(Continuação daqui)
54. Perdi a paciência
A Associação Joãozinho foi fundada em Janeiro de 2014 para dar continuidade a um projecto iniciado anos antes no Hospital de S. João (HSJ) do Porto - o de construir por via mecenática a ala pediátrica (desde 2009 que a ala pediátrica funcionava em contentores metálicos). Da direcção da Associação faziam parte o presidente e o vice-presidente do HSJ, embora em funções não executivas.
Cerca de um ano depois, a obra estava no terreno. A 3 de Março de 2015 houve uma cerimónia de lançamento da primeira pedra com a presença do primeiro-ministro Passos Coelho e outras personalidades (cf. aqui) e nesse mesmo dia foram iniciados os trabalhos. A primeira fase da obra consistia na demolição de velhas construções existentes no local, e na remodelação de outras.
Nesse primeiro ano, o trabalho da Associação foi intenso. Foi obtida autorização do Ministério da Saúde, na altura liderado pelo ministro Paulo Macedo; foi obtido o estatuto de utilidade pública para a Associação junto do Ministério do Trabalho e Segurança Social; foi contratualizada a obra com um consórcio de construtoras; foram visitados muitos mecenas potenciais e assinados vários contratos de mecenato; o projecto financeiro foi submetido ao Tribunal de Contas para certificar que não estavam envolvidos dinheiros públicos nem eram criados encargos para o Estado, tendo obtido luz verde.

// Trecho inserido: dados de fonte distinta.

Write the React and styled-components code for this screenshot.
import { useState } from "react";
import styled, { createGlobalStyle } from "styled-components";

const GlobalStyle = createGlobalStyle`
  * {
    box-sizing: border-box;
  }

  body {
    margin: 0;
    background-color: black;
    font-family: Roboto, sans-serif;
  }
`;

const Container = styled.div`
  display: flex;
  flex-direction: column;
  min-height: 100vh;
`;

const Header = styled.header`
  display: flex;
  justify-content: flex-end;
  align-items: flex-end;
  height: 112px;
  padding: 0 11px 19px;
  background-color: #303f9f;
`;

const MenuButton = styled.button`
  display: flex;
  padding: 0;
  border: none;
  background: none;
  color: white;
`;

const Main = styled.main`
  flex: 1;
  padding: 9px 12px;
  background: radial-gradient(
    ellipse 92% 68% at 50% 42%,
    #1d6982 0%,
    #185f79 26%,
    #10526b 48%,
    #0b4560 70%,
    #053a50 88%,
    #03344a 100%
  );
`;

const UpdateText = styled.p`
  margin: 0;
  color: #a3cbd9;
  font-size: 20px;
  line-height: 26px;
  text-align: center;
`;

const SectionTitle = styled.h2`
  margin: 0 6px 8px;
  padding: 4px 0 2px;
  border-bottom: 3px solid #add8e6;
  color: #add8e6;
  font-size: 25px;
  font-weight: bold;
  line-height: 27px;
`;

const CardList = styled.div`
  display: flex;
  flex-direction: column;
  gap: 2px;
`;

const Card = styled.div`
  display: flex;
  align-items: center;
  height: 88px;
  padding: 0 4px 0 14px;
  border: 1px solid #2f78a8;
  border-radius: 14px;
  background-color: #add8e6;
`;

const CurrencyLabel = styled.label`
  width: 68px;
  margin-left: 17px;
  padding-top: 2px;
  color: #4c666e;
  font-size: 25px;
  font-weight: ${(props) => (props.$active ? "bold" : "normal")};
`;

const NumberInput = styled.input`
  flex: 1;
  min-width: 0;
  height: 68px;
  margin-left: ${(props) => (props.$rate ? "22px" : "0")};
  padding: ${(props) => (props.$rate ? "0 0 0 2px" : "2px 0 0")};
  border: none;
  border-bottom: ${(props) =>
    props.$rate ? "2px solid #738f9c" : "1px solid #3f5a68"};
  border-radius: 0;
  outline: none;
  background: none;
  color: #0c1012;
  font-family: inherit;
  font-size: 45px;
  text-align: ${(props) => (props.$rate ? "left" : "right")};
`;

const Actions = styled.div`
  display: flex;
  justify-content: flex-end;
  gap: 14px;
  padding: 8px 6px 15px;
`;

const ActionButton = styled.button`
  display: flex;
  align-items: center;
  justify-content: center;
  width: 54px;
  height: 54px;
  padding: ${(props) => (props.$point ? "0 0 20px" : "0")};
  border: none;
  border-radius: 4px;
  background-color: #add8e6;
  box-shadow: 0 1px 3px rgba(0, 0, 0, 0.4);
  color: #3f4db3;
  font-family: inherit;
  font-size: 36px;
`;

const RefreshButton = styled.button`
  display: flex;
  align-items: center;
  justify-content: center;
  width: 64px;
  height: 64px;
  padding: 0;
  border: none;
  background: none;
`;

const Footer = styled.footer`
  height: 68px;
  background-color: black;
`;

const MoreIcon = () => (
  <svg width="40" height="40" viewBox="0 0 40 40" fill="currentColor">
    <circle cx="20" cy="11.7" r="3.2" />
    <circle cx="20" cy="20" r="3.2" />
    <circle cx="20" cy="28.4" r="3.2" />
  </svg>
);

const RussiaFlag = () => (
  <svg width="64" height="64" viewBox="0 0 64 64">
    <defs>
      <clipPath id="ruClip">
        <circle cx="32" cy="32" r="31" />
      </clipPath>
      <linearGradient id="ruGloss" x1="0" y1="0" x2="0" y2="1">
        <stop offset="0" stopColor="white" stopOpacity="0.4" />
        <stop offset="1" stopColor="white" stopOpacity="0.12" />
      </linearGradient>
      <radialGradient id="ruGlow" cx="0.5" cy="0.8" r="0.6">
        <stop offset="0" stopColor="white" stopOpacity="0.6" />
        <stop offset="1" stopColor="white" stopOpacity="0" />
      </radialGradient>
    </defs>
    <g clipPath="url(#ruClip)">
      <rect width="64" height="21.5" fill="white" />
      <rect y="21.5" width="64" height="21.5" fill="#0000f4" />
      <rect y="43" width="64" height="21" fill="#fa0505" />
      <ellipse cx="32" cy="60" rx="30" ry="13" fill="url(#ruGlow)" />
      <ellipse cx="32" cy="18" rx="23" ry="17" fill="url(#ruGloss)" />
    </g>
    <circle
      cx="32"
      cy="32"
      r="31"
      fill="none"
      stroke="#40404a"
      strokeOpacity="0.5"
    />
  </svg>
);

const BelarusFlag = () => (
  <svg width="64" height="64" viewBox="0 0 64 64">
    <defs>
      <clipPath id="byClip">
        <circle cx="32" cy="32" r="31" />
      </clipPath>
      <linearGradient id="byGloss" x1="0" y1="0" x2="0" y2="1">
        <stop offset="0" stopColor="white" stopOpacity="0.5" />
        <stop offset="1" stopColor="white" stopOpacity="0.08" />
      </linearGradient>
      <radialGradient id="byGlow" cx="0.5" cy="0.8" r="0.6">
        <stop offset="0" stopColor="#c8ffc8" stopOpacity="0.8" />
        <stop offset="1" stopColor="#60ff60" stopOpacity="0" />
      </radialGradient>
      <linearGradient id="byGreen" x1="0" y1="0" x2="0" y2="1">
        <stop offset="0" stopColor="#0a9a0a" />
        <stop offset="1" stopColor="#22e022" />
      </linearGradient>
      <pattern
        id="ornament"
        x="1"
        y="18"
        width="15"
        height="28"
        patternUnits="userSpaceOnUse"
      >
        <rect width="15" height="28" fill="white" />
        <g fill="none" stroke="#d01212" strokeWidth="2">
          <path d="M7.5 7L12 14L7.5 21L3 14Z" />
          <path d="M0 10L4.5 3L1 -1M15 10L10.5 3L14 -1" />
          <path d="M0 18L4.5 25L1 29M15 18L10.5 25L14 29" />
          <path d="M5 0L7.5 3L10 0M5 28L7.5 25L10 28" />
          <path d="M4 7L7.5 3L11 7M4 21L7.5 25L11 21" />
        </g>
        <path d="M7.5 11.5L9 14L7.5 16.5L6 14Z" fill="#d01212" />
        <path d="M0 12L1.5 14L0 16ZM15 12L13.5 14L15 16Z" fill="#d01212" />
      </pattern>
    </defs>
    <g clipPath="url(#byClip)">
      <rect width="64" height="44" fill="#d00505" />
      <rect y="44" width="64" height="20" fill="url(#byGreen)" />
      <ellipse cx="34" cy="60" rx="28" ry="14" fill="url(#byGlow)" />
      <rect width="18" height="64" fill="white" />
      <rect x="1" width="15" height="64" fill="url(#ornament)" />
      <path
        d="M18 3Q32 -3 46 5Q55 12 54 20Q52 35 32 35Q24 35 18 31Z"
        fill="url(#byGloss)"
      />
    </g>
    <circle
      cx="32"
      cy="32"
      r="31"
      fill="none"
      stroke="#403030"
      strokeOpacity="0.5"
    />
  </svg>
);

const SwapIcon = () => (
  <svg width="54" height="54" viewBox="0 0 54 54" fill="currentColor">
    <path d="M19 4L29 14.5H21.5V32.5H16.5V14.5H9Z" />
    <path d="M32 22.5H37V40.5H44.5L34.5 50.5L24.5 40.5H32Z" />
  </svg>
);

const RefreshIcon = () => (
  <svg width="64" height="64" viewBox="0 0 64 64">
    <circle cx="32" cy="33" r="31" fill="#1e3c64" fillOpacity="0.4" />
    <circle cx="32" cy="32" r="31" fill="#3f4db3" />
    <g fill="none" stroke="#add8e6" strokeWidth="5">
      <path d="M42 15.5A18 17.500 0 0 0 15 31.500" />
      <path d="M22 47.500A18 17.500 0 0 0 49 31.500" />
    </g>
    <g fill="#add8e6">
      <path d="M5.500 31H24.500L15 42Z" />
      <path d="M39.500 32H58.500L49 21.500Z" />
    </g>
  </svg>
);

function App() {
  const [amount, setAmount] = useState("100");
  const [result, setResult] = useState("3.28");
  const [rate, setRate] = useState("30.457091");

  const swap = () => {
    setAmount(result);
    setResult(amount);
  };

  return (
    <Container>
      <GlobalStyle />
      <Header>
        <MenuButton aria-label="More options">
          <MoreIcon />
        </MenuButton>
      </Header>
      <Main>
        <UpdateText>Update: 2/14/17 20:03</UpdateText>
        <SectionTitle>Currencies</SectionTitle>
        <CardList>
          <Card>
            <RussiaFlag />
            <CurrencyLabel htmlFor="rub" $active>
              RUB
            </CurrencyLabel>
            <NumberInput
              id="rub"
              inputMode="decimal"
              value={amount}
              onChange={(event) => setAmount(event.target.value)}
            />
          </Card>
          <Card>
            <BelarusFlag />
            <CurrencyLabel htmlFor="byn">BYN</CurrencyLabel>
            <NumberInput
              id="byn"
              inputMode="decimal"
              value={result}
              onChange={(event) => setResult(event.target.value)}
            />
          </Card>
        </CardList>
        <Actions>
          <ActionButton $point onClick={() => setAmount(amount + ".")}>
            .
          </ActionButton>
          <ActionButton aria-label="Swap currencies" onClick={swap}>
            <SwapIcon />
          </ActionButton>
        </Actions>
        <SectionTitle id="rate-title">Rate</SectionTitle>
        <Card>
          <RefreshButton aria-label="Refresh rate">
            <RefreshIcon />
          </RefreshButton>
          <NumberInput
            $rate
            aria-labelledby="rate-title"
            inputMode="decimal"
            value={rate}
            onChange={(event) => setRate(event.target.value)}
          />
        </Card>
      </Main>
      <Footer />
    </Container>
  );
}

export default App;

Um mês depois de a obra ter sido iniciada, recebi da administração do HSJ uma proposta de Protocolo tripartido, para ser assinado pela Associação, pelo consórcio de construtoras e pelo próprio HSJ com a indicação de que os trabalhos seriam suspensos até que Protocolo fosse assinado.
Entre outras cláusulas inaceitáveis o documento responsabilizava-me pessoalmente pelo pagamento da obra (20,2 milhões de euros).

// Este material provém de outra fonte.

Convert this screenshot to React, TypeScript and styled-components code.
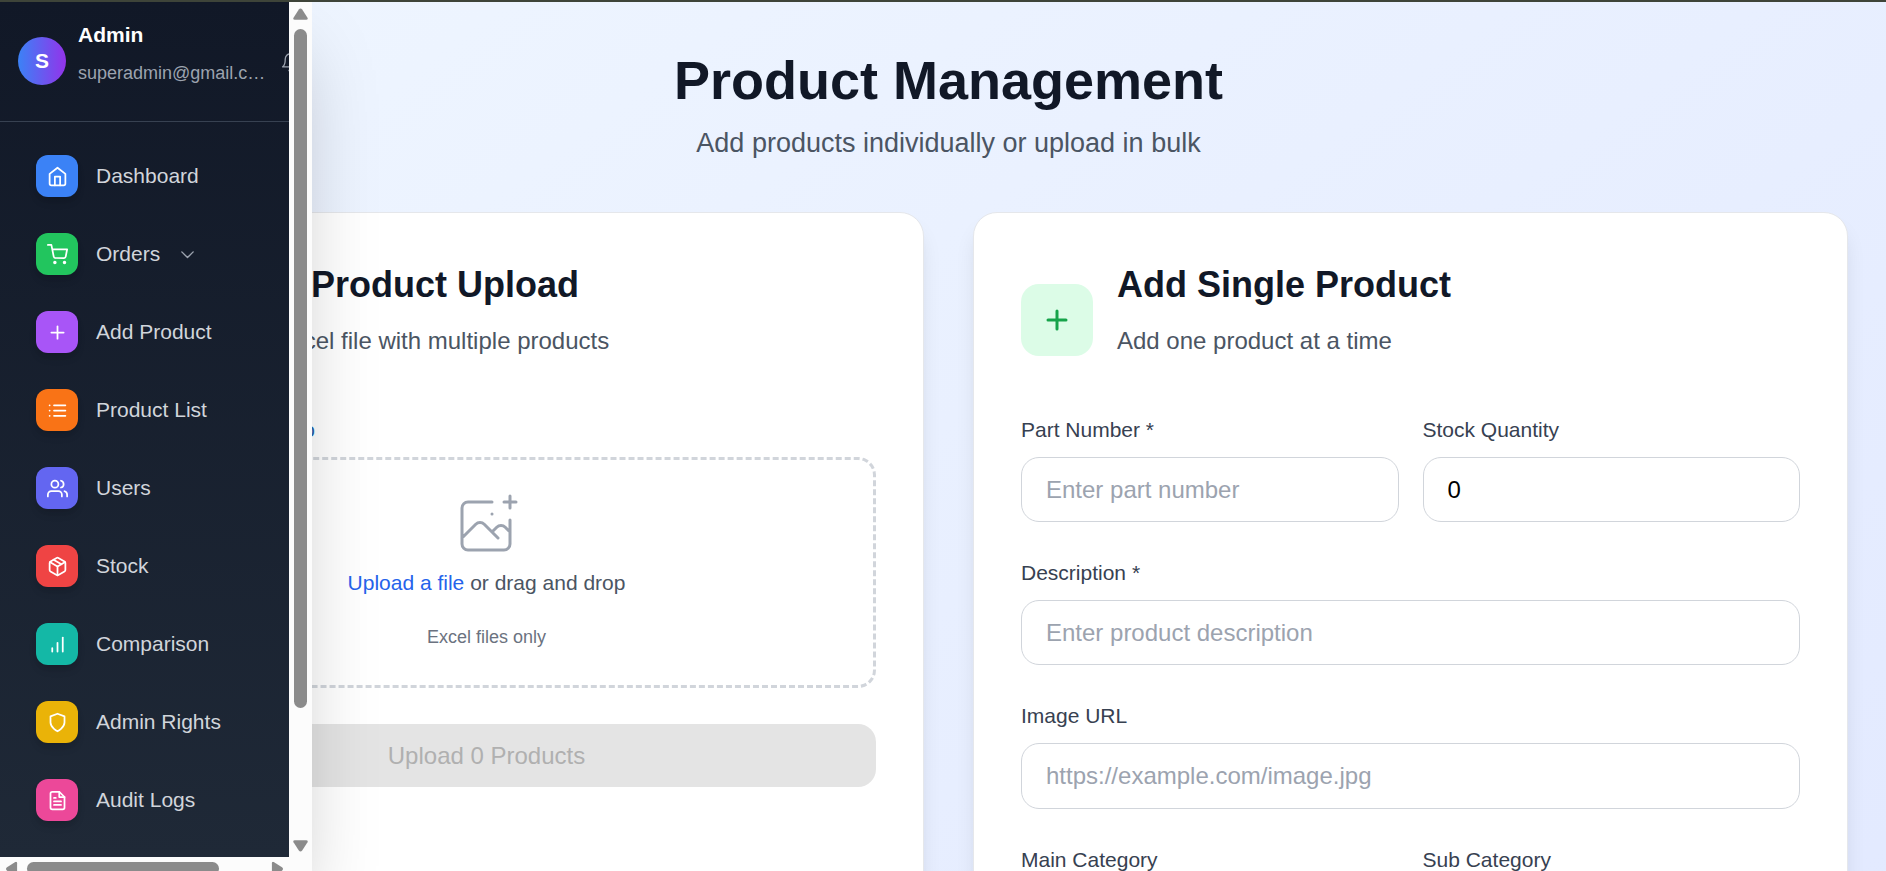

Repito. A administração do HSJ tinha-me pedido para assumir o Projecto do Joãozinho e tinha mesmo aprovado em conselho uma deliberação em que me agradecia por ter aceite. Agora, com um contrato de 20,2 milhões assinado pela Associação e a obra a correr, dizia-me assim: "Ou te atravessas pessoalmente ou então não deixamos avançar a obra".
A autora do documento, segundo a administração do HSJ, era a sua assessora jurídica Cuatrecasas, uma sociedade multinacional de advogados, com sede em Barcelona, e cujo escritório do Porto era liderado pelo então eurodeputado, agora ministro Paulo Rangel.

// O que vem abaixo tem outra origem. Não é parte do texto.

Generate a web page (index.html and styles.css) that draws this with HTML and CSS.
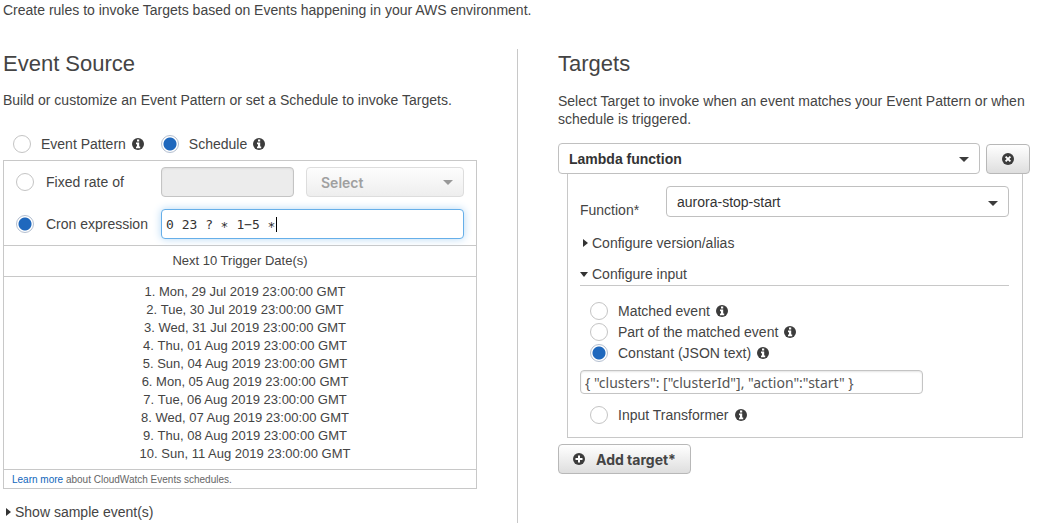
FILE: index.html
```html
<!DOCTYPE html>
<html lang="en">
<head>
<meta charset="utf-8">
<title>Create rule</title>
<link rel="stylesheet" href="styles.css">
</head>
<body>
<svg class="sprite" aria-hidden="true">
  <symbol id="info" viewBox="0 0 12 12">
    <circle cx="6" cy="6" r="6" fill="#3c3c3c"/>
    <path d="M5 1.5h2.2v2H5zM4 4.5h3.2v4.1h1v1.7H4V8.6h1V6.2H4z" fill="#fff"/>
  </symbol>
  <symbol id="remove" viewBox="0 0 12 12">
    <circle cx="6" cy="6" r="6" fill="#3c3c3c"/>
    <path d="M3.6 3.6l4.8 4.8M8.4 3.6l-4.8 4.8" stroke="#fff" stroke-width="1.9"/>
  </symbol>
  <symbol id="plus" viewBox="0 0 12 12">
    <circle cx="6" cy="6" r="6" fill="#3c3c3c"/>
    <path d="M6 2.5v7M2.5 6h7" stroke="#fff" stroke-width="2"/>
  </symbol>
</svg>
<p class="intro">Create rules to invoke Targets based on Events happening in your AWS environment.</p>
<main class="columns">
  <section class="source">
    <h2 class="heading">Event Source</h2>
    <p class="lead">Build or customize an Event Pattern or set a Schedule to invoke Targets.</p>
    <div class="modes">
      <label class="option"><input class="radio" type="radio" name="mode">Event Pattern<svg class="icon"><use href="#info"/></svg></label>
      <label class="option"><input class="radio" type="radio" name="mode" checked>Schedule<svg class="icon"><use href="#info"/></svg></label>
    </div>
    <div class="box">
      <div class="schedule">
        <label class="option"><input class="radio" type="radio" name="schedule">Fixed rate of</label>
        <div class="rate">
          <input class="field field-disabled" type="text" aria-label="Rate value" disabled>
          <div class="picker picker-disabled">
            <select class="select" aria-label="Rate unit" disabled><option>Select</option></select>
          </div>
        </div>
        <label class="option"><input class="radio" type="radio" name="schedule" checked>Cron expression</label>
        <div class="cron">
          <input class="field field-cron" type="text" aria-label="Cron value" value="0 23 ? ∗ 1−5 ∗">
          <span class="caret"></span>
        </div>
      </div>
      <h3 class="box-title">Next 10 Trigger Date(s)</h3>
      <ol class="dates">
        <li>Mon, 29 Jul 2019 23:00:00 GMT</li>
        <li>Tue, 30 Jul 2019 23:00:00 GMT</li>
        <li>Wed, 31 Jul 2019 23:00:00 GMT</li>
        <li>Thu, 01 Aug 2019 23:00:00 GMT</li>
        <li>Sun, 04 Aug 2019 23:00:00 GMT</li>
        <li>Mon, 05 Aug 2019 23:00:00 GMT</li>
        <li>Tue, 06 Aug 2019 23:00:00 GMT</li>
        <li>Wed, 07 Aug 2019 23:00:00 GMT</li>
        <li>Thu, 08 Aug 2019 23:00:00 GMT</li>
        <li>Sun, 11 Aug 2019 23:00:00 GMT</li>
      </ol>
      <p class="note"><a class="link" href="#schedules">Learn more</a> about CloudWatch Events schedules.</p>
    </div>
    <button class="toggle sample" type="button"><span class="arrow-right"></span>Show sample event(s)</button>
  </section>
  <section class="targets">
    <h2 class="heading">Targets</h2>
    <p class="lead lead-targets">Select Target to invoke when an event matches your Event Pattern or when schedule is triggered.</p>
    <div class="target-row">
      <div class="picker picker-target">
        <select class="select" aria-label="Target type"><option>Lambda function</option></select>
      </div>
      <button class="button" type="button" aria-label="Remove target"><svg class="icon"><use href="#remove"/></svg></button>
    </div>
    <div class="panel">
      <div class="function-row">
        <label class="function-label" for="function">Function*</label>
        <div class="picker"><select class="select" id="function"><option>aurora-stop-start</option></select></div>
      </div>
      <button class="toggle" type="button"><span class="arrow-right"></span>Configure version/alias</button>
      <button class="toggle toggle-open" type="button"><span class="arrow-down"></span>Configure input</button>
      <div class="inputs">
        <label class="option"><input class="radio" type="radio" name="input">Matched event<svg class="icon"><use href="#info"/></svg></label>
        <label class="option"><input class="radio" type="radio" name="input">Part of the matched event<svg class="icon"><use href="#info"/></svg></label>
        <label class="option"><input class="radio" type="radio" name="input" checked>Constant (JSON text)<svg class="icon"><use href="#info"/></svg></label>
      </div>
      <input class="json" type="text" aria-label="Constant JSON" value="{ &quot;clusters&quot;: [&quot;clusterId&quot;], &quot;action&quot;:&quot;start&quot; }">
      <div class="inputs inputs-last">
        <label class="option"><input class="radio" type="radio" name="input">Input Transformer<svg class="icon"><use href="#info"/></svg></label>
      </div>
    </div>
    <button class="button button-add" type="button"><svg class="icon"><use href="#plus"/></svg>Add target*</button>
  </section>
</main>
</body>
</html>
```

FILE: styles.css
```css
* { box-sizing: border-box; }

body {
  margin: 0;
  padding: 1px 9px 9px 3px;
  background: #fff;
  color: #444;
  font: 14px/18px "Liberation Sans", Arial, sans-serif;
}

p, h2, h3, ol { margin: 0; }

.sprite { display: none; }

.columns {
  display: grid;
  grid-template-columns: 515fr 512fr;
  margin-top: 30px;
}

.source {
  padding-right: 40px;
  border-right: 1px solid #c8c8c8;
}

.targets { padding-left: 40px; }

.heading {
  padding-top: 1px;
  font-size: 22px;
  line-height: 28px;
  font-weight: 400;
}

.lead { margin-top: 13px; }
.lead-targets { margin-top: 14px; }

.option {
  display: flex;
  align-items: center;
}

.radio {
  appearance: none;
  flex: none;
  width: 18px;
  height: 18px;
  margin: 0 10px 0 0;
  border: 1px solid #c4c4c4;
  border-radius: 50%;
  background: #fff;
}

.radio:checked {
  border-color: #b4bfd0;
  background: radial-gradient(circle, #1f68bd 0 6px, #fff 7px);
}

.icon {
  flex: none;
  width: 12px;
  height: 12px;
}

.option .icon { margin-left: 6px; }

.modes {
  display: flex;
  gap: 17px;
  margin-top: 26px;
  padding-left: 10px;
}

.box {
  margin-top: 7px;
  border: 1px solid #c8c8c8;
}

.schedule {
  display: grid;
  grid-template-columns: 145px 1fr;
  row-gap: 12px;
  padding: 6px 12px;
}

.schedule .radio { margin-right: 12px; }

.rate {
  display: grid;
  grid-template-columns: 133fr 158fr;
  gap: 12px;
}

.field {
  display: block;
  width: 100%;
  height: 30px;
  padding: 0 4px;
  border: 1px solid #c4c4c4;
  border-radius: 4px;
  color: #333;
  font: 13px "DejaVu Sans Mono", monospace;
}

.field-disabled {
  background: #ececec;
  box-shadow: inset 0 1px 2px #ddd;
}

.cron { position: relative; }

.field-cron {
  border-color: #66afe9;
  box-shadow: 0 0 8px #b5d8f5;
  outline: none;
}

.caret {
  position: absolute;
  top: 8px;
  left: 115px;
  width: 1px;
  height: 15px;
  background: #000;
}

.picker {
  position: relative;
  min-width: 0;
}

.picker::after {
  content: "";
  position: absolute;
  top: 50%;
  right: 11px;
  margin-top: -2px;
  border: 5px solid transparent;
  border-top-color: #3c3c3c;
  border-bottom: 0;
  pointer-events: none;
}

.select {
  appearance: none;
  display: block;
  width: 100%;
  height: 31px;
  padding: 0 24px 0 10px;
  border: 1px solid #c0c0c0;
  border-radius: 4px;
  background: #fff;
  color: #333;
  font: 14px "Liberation Sans", Arial, sans-serif;
}

.picker-target .select { font-weight: 700; }

.picker-disabled::after { border-top-color: #999; }

.picker-disabled .select {
  height: 30px;
  padding-left: 14px;
  border-color: #ddd;
  background: linear-gradient(#fdfdfd, #eee);
  color: #a0a0a0;
  font: 600 14px Inter, sans-serif;
  opacity: 1;
}

.box-title {
  padding: 6px 0;
  border: solid #c8c8c8;
  border-width: 1px 0;
  font-size: 13px;
  font-weight: 400;
  text-align: center;
}

.dates {
  padding: 6px 0;
  border-bottom: 1px solid #c8c8c8;
  font-size: 13px;
  list-style-position: inside;
  text-align: center;
}

.dates li { padding-left: 10px; }

.note {
  padding: 1px 8px 0;
  color: #666;
  font-size: 10px;
  line-height: 17px;
}

.link {
  color: #1166bb;
  text-decoration: none;
}

.toggle {
  display: flex;
  align-items: center;
  gap: 4px;
  width: 100%;
  padding: 0;
  border: 0;
  background: none;
  color: #444;
  font: inherit;
  text-align: left;
}

.sample {
  margin-top: 14px;
  padding-bottom: 2px;
}

.arrow-right {
  margin-left: 3px;
  border: 4px solid transparent;
  border-left: 5px solid #333;
  border-right: 0;
}

.arrow-down {
  border: 4px solid transparent;
  border-top: 5px solid #333;
  border-bottom: 0;
}

.target-row {
  display: grid;
  grid-template-columns: 1fr 44px;
  align-items: end;
  gap: 6px;
  margin-top: 15px;
}

.button {
  display: flex;
  align-items: center;
  justify-content: center;
  height: 30px;
  padding: 0 14px;
  border: 1px solid #b8b8b8;
  border-radius: 4px;
  background: linear-gradient(#fff, #dedede);
  color: #444;
  font: 700 14px Inter, sans-serif;
}

.button-add {
  gap: 11px;
  margin-top: 6px;
}

.panel {
  margin: 0 7px 0 9px;
  padding: 12px 13px 13px 12px;
  border: 1px solid #c8c8c8;
  border-top: 0;
}

.function-row {
  display: grid;
  grid-template-columns: 86px 1fr;
  margin-bottom: 15px;
}

.function-label { padding-top: 15px; }

.toggle-open {
  margin-top: 13px;
  padding-bottom: 2px;
  border-bottom: 1px solid #c8c8c8;
}

.inputs {
  display: grid;
  gap: 3px;
  margin-top: 16px;
  padding-left: 10px;
}

.inputs-last { margin-top: 12px; }

.json {
  display: block;
  width: 80%;
  height: 24px;
  margin-top: 8px;
  padding: 0 4px;
  border: 1px solid #c4c4c4;
  border-radius: 4px;
  box-shadow: inset 0 1px 2px #e4e4e4;
  color: #555;
  font: 14px "Noto Sans", sans-serif;
}
```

Durante um mês, procurei negociar, mas do HSJ deixaram de atender os telefones, ao passo que da Cuatrecasas me remetiam para o HSJ. Até que perdi a paciência e fiz aquele comentário no Porto Canal (cf. aqui).
O próprio TEDH reconhece ser um comentário contundente quando escreve (cf. aqui):
82. The Court observes that the statements made by the applicant contained serious accusations against P.R., suggesting that the terms of the MoU had been influenced by his political ambitions and thus attributing responsibility to him for the halting of the construction work on the paediatric wing of the hospital (...).
E, na realidade, foi um comentário contundente e produziu resultado. Dias depois, a Associação Joãozinho estava a negociar uma versão aceitável do Protocolo com a Cuatrecasas e com a administração do HSJ, a qual viria a ser assinada no final do Verão.